Job: Would you repeat the listing exactly but omit every picture?

Raw data:
>>>

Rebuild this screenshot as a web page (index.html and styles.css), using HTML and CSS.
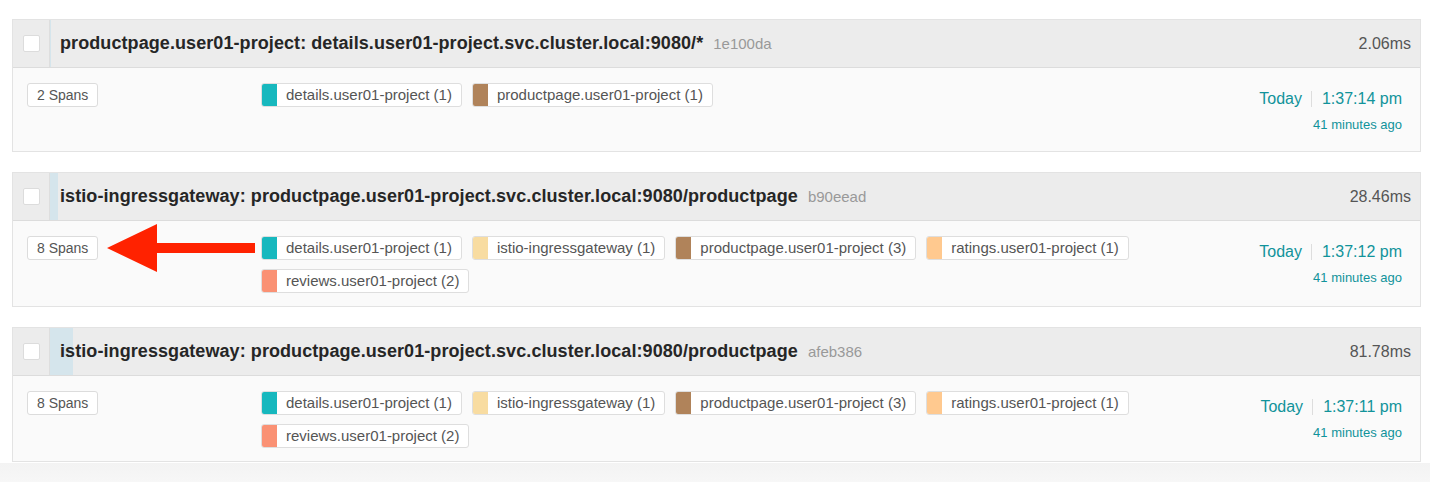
FILE: index.html
```html
<!DOCTYPE html>
<html lang="en">
<head>
<meta charset="utf-8">
<title>Trace results</title>
<link rel="stylesheet" href="styles.css">
</head>
<body>
<div class="results">

  <div class="card">
    <div class="card-head">
      <div class="check-cell"><span class="checkbox"></span></div>
      <div class="title-cell">
        <span class="dur-bar" style="width:1px"></span>
        <h3 class="title">productpage.user01-project: details.user01-project.svc.cluster.local:9080/*<span class="trace-id">1e100da</span></h3>
        <span class="duration">2.06ms</span>
      </div>
    </div>
    <div class="card-body">
      <div class="spans-col"><span class="spans">2 Spans</span></div>
      <ul class="tags">
        <li class="tag"><span class="swatch sw-details"></span><span class="tag-label">details.user01-project (1)</span></li>
        <li class="tag"><span class="swatch sw-productpage"></span><span class="tag-label">productpage.user01-project (1)</span></li>
      </ul>
      <div class="time">
        <div class="time-main"><span class="day">Today</span><span class="sep"></span><span class="clock">1:37:14 pm</span></div>
        <div class="ago">41 minutes ago</div>
      </div>
    </div>
  </div>

  <div class="card">
    <div class="card-head">
      <div class="check-cell"><span class="checkbox"></span></div>
      <div class="title-cell">
        <span class="dur-bar" style="width:8px"></span>
        <h3 class="title">istio-ingressgateway: productpage.user01-project.svc.cluster.local:9080/productpage<span class="trace-id">b90eead</span></h3>
        <span class="duration">28.46ms</span>
      </div>
    </div>
    <div class="card-body">
      <div class="spans-col"><span class="spans">8 Spans</span></div>
      <ul class="tags">
        <li class="tag"><span class="swatch sw-details"></span><span class="tag-label">details.user01-project (1)</span></li>
        <li class="tag"><span class="swatch sw-istio"></span><span class="tag-label">istio-ingressgateway (1)</span></li>
        <li class="tag"><span class="swatch sw-productpage"></span><span class="tag-label">productpage.user01-project (3)</span></li>
        <li class="tag"><span class="swatch sw-ratings"></span><span class="tag-label">ratings.user01-project (1)</span></li>
        <li class="tag"><span class="swatch sw-reviews"></span><span class="tag-label">reviews.user01-project (2)</span></li>
      </ul>
      <div class="time">
        <div class="time-main"><span class="day">Today</span><span class="sep"></span><span class="clock">1:37:12 pm</span></div>
        <div class="ago">41 minutes ago</div>
      </div>
      <svg class="arrow" width="150" height="50" viewBox="0 0 150 50" aria-hidden="true">
        <polygon points="0,24 50,0 50,19 148,19 148,29 50,29 50,48" fill="#ff2200"/>
      </svg>
    </div>
  </div>

  <div class="card">
    <div class="card-head">
      <div class="check-cell"><span class="checkbox"></span></div>
      <div class="title-cell">
        <span class="dur-bar" style="width:23px"></span>
        <h3 class="title">istio-ingressgateway: productpage.user01-project.svc.cluster.local:9080/productpage<span class="trace-id">afeb386</span></h3>
        <span class="duration">81.78ms</span>
      </div>
    </div>
    <div class="card-body">
      <div class="spans-col"><span class="spans">8 Spans</span></div>
      <ul class="tags">
        <li class="tag"><span class="swatch sw-details"></span><span class="tag-label">details.user01-project (1)</span></li>
        <li class="tag"><span class="swatch sw-istio"></span><span class="tag-label">istio-ingressgateway (1)</span></li>
        <li class="tag"><span class="swatch sw-productpage"></span><span class="tag-label">productpage.user01-project (3)</span></li>
        <li class="tag"><span class="swatch sw-ratings"></span><span class="tag-label">ratings.user01-project (1)</span></li>
        <li class="tag"><span class="swatch sw-reviews"></span><span class="tag-label">reviews.user01-project (2)</span></li>
      </ul>
      <div class="time">
        <div class="time-main"><span class="day">Today</span><span class="sep"></span><span class="clock">1:37:11 pm</span></div>
        <div class="ago">41 minutes ago</div>
      </div>
    </div>
  </div>

</div>
<div class="page-foot"></div>
</body>
</html>
```

FILE: styles.css
```css
* { box-sizing: border-box; }

html, body {
  margin: 0;
  padding: 0;
  background: #ffffff;
  font-family: "Liberation Sans", Arial, Helvetica, sans-serif;
  color: #333;
}

.results {
  display: flex;
  flex-direction: column;
  gap: 20px;
  padding: 19px 9px 0 12px;
}

.card {
  border: 1px solid #e3e3e3;
  background: #fafafa;
}

.card-head {
  display: flex;
  height: 48px;
  background: #ececec;
  border-bottom: 1px solid #dcdcdc;
}

.check-cell {
  width: 36px;
  display: flex;
  align-items: center;
  justify-content: center;
}

.checkbox {
  display: block;
  width: 17px;
  height: 17px;
  background: #fff;
  border: 1px solid #dcdcdc;
  border-radius: 2px;
}

.title-cell {
  position: relative;
  flex: 1;
  display: flex;
  align-items: center;
  padding: 0 9px 0 10px;
  border-left: 1px solid #dedede;
}

.dur-bar {
  position: absolute;
  left: 0;
  top: 0;
  bottom: 0;
  background: #d5e5ec;
}

.title {
  position: relative;
  flex: 1;
  margin: 0;
  font-size: 18px;
  font-weight: 700;
  letter-spacing: 0.08px;
  color: #262626;
  white-space: nowrap;
}

.trace-id {
  margin-left: 10px;
  font-size: 15px;
  font-weight: 400;
  letter-spacing: 0;
  color: #999;
}

.duration {
  position: relative;
  font-size: 16px;
  color: #555;
}

.card-body {
  position: relative;
  display: flex;
  align-items: flex-start;
  padding: 15px 18px 13px 14px;
}

.spans-col {
  width: 234px;
  flex: none;
}

.spans {
  display: inline-block;
  height: 24px;
  line-height: 22px;
  padding: 0 9px;
  font-size: 14px;
  color: #555;
  background: #fff;
  border: 1px solid #dcdcdc;
  border-radius: 3px;
}

.tags {
  flex: 1;
  display: flex;
  flex-wrap: wrap;
  gap: 9px 10px;
  margin: 0;
  padding: 0 120px 0 0;
  list-style: none;
}

.tag {
  display: flex;
  height: 24px;
  background: #fff;
  border: 1px solid #dedede;
  border-radius: 3px;
  overflow: hidden;
}

.swatch {
  width: 16px;
  margin: -1px 0 -1px -1px;
  border-radius: 3px 0 0 3px;
}

.sw-details { background: #17b8be; }
.sw-productpage { background: #b0835a; }
.sw-istio { background: #f8dca1; }
.sw-ratings { background: #ffc98f; }
.sw-reviews { background: #fa9174; }

.tag-label {
  padding: 0 9px;
  line-height: 22px;
  font-size: 15px;
  color: #555;
  white-space: nowrap;
}

.time {
  flex: none;
  display: flex;
  flex-direction: column;
  align-items: flex-end;
  padding-bottom: 3px;
  color: #11939a;
}

.time-main {
  display: flex;
  align-items: center;
  height: 32px;
  font-size: 16px;
}

.sep {
  width: 1px;
  height: 16px;
  margin: 0 10px 0 9px;
  background: #dddddd;
}

.ago {
  font-size: 13px;
  line-height: 20px;
}

.arrow {
  position: absolute;
  left: 94px;
  top: 3px;
}

.page-foot {
  height: 20px;
  margin-top: 1px;
  background: linear-gradient(to bottom, #f3f3f3, #f7f7f7);
}
```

<<<

Full answer:
Rebuild this screenshot as a web page (index.html and styles.css), using HTML and CSS.
FILE: index.html
```html
<!DOCTYPE html>
<html lang="en">
<head>
<meta charset="utf-8">
<title>Trace results</title>
<link rel="stylesheet" href="styles.css">
</head>
<body>
<div class="results">

  <div class="card">
    <div class="card-head">
      <div class="check-cell"><span class="checkbox"></span></div>
      <div class="title-cell">
        <span class="dur-bar" style="width:1px"></span>
        <h3 class="title">productpage.user01-project: details.user01-project.svc.cluster.local:9080/*<span class="trace-id">1e100da</span></h3>
        <span class="duration">2.06ms</span>
      </div>
    </div>
    <div class="card-body">
      <div class="spans-col"><span class="spans">2 Spans</span></div>
      <ul class="tags">
        <li class="tag"><span class="swatch sw-details"></span><span class="tag-label">details.user01-project (1)</span></li>
        <li class="tag"><span class="swatch sw-productpage"></span><span class="tag-label">productpage.user01-project (1)</span></li>
      </ul>
      <div class="time">
        <div class="time-main"><span class="day">Today</span><span class="sep"></span><span class="clock">1:37:14 pm</span></div>
        <div class="ago">41 minutes ago</div>
      </div>
    </div>
  </div>

  <div class="card">
    <div class="card-head">
      <div class="check-cell"><span class="checkbox"></span></div>
      <div class="title-cell">
        <span class="dur-bar" style="width:8px"></span>
        <h3 class="title">istio-ingressgateway: productpage.user01-project.svc.cluster.local:9080/productpage<span class="trace-id">b90eead</span></h3>
        <span class="duration">28.46ms</span>
      </div>
    </div>
    <div class="card-body">
      <div class="spans-col"><span class="spans">8 Spans</span></div>
      <ul class="tags">
        <li class="tag"><span class="swatch sw-details"></span><span class="tag-label">details.user01-project (1)</span></li>
        <li class="tag"><span class="swatch sw-istio"></span><span class="tag-label">istio-ingressgateway (1)</span></li>
        <li class="tag"><span class="swatch sw-productpage"></span><span class="tag-label">productpage.user01-project (3)</span></li>
        <li class="tag"><span class="swatch sw-ratings"></span><span class="tag-label">ratings.user01-project (1)</span></li>
        <li class="tag"><span class="swatch sw-reviews"></span><span class="tag-label">reviews.user01-project (2)</span></li>
      </ul>
      <div class="time">
        <div class="time-main"><span class="day">Today</span><span class="sep"></span><span class="clock">1:37:12 pm</span></div>
        <div class="ago">41 minutes ago</div>
      </div>
      <svg class="arrow" width="150" height="50" viewBox="0 0 150 50" aria-hidden="true">
        <polygon points="0,24 50,0 50,19 148,19 148,29 50,29 50,48" fill="#ff2200"/>
      </svg>
    </div>
  </div>

  <div class="card">
    <div class="card-head">
      <div class="check-cell"><span class="checkbox"></span></div>
      <div class="title-cell">
        <span class="dur-bar" style="width:23px"></span>
        <h3 class="title">istio-ingressgateway: productpage.user01-project.svc.cluster.local:9080/productpage<span class="trace-id">afeb386</span></h3>
        <span class="duration">81.78ms</span>
      </div>
    </div>
    <div class="card-body">
      <div class="spans-col"><span class="spans">8 Spans</span></div>
      <ul class="tags">
        <li class="tag"><span class="swatch sw-details"></span><span class="tag-label">details.user01-project (1)</span></li>
        <li class="tag"><span class="swatch sw-istio"></span><span class="tag-label">istio-ingressgateway (1)</span></li>
        <li class="tag"><span class="swatch sw-productpage"></span><span class="tag-label">productpage.user01-project (3)</span></li>
        <li class="tag"><span class="swatch sw-ratings"></span><span class="tag-label">ratings.user01-project (1)</span></li>
        <li class="tag"><span class="swatch sw-reviews"></span><span class="tag-label">reviews.user01-project (2)</span></li>
      </ul>
      <div class="time">
        <div class="time-main"><span class="day">Today</span><span class="sep"></span><span class="clock">1:37:11 pm</span></div>
        <div class="ago">41 minutes ago</div>
      </div>
    </div>
  </div>

</div>
<div class="page-foot"></div>
</body>
</html>
```

FILE: styles.css
```css
* { box-sizing: border-box; }

html, body {
  margin: 0;
  padding: 0;
  background: #ffffff;
  font-family: "Liberation Sans", Arial, Helvetica, sans-serif;
  color: #333;
}

.results {
  display: flex;
  flex-direction: column;
  gap: 20px;
  padding: 19px 9px 0 12px;
}

.card {
  border: 1px solid #e3e3e3;
  background: #fafafa;
}

.card-head {
  display: flex;
  height: 48px;
  background: #ececec;
  border-bottom: 1px solid #dcdcdc;
}

.check-cell {
  width: 36px;
  display: flex;
  align-items: center;
  justify-content: center;
}

.checkbox {
  display: block;
  width: 17px;
  height: 17px;
  background: #fff;
  border: 1px solid #dcdcdc;
  border-radius: 2px;
}

.title-cell {
  position: relative;
  flex: 1;
  display: flex;
  align-items: center;
  padding: 0 9px 0 10px;
  border-left: 1px solid #dedede;
}

.dur-bar {
  position: absolute;
  left: 0;
  top: 0;
  bottom: 0;
  background: #d5e5ec;
}

.title {
  position: relative;
  flex: 1;
  margin: 0;
  font-size: 18px;
  font-weight: 700;
  letter-spacing: 0.08px;
  color: #262626;
  white-space: nowrap;
}

.trace-id {
  margin-left: 10px;
  font-size: 15px;
  font-weight: 400;
  letter-spacing: 0;
  color: #999;
}

.duration {
  position: relative;
  font-size: 16px;
  color: #555;
}

.card-body {
  position: relative;
  display: flex;
  align-items: flex-start;
  padding: 15px 18px 13px 14px;
}

.spans-col {
  width: 234px;
  flex: none;
}

.spans {
  display: inline-block;
  height: 24px;
  line-height: 22px;
  padding: 0 9px;
  font-size: 14px;
  color: #555;
  background: #fff;
  border: 1px solid #dcdcdc;
  border-radius: 3px;
}

.tags {
  flex: 1;
  display: flex;
  flex-wrap: wrap;
  gap: 9px 10px;
  margin: 0;
  padding: 0 120px 0 0;
  list-style: none;
}

.tag {
  display: flex;
  height: 24px;
  background: #fff;
  border: 1px solid #dedede;
  border-radius: 3px;
  overflow: hidden;
}

.swatch {
  width: 16px;
  margin: -1px 0 -1px -1px;
  border-radius: 3px 0 0 3px;
}

.sw-details { background: #17b8be; }
.sw-productpage { background: #b0835a; }
.sw-istio { background: #f8dca1; }
.sw-ratings { background: #ffc98f; }
.sw-reviews { background: #fa9174; }

.tag-label {
  padding: 0 9px;
  line-height: 22px;
  font-size: 15px;
  color: #555;
  white-space: nowrap;
}

.time {
  flex: none;
  display: flex;
  flex-direction: column;
  align-items: flex-end;
  padding-bottom: 3px;
  color: #11939a;
}

.time-main {
  display: flex;
  align-items: center;
  height: 32px;
  font-size: 16px;
}

.sep {
  width: 1px;
  height: 16px;
  margin: 0 10px 0 9px;
  background: #dddddd;
}

.ago {
  font-size: 13px;
  line-height: 20px;
}

.arrow {
  position: absolute;
  left: 94px;
  top: 3px;
}

.page-foot {
  height: 20px;
  margin-top: 1px;
  background: linear-gradient(to bottom, #f3f3f3, #f7f7f7);
}
```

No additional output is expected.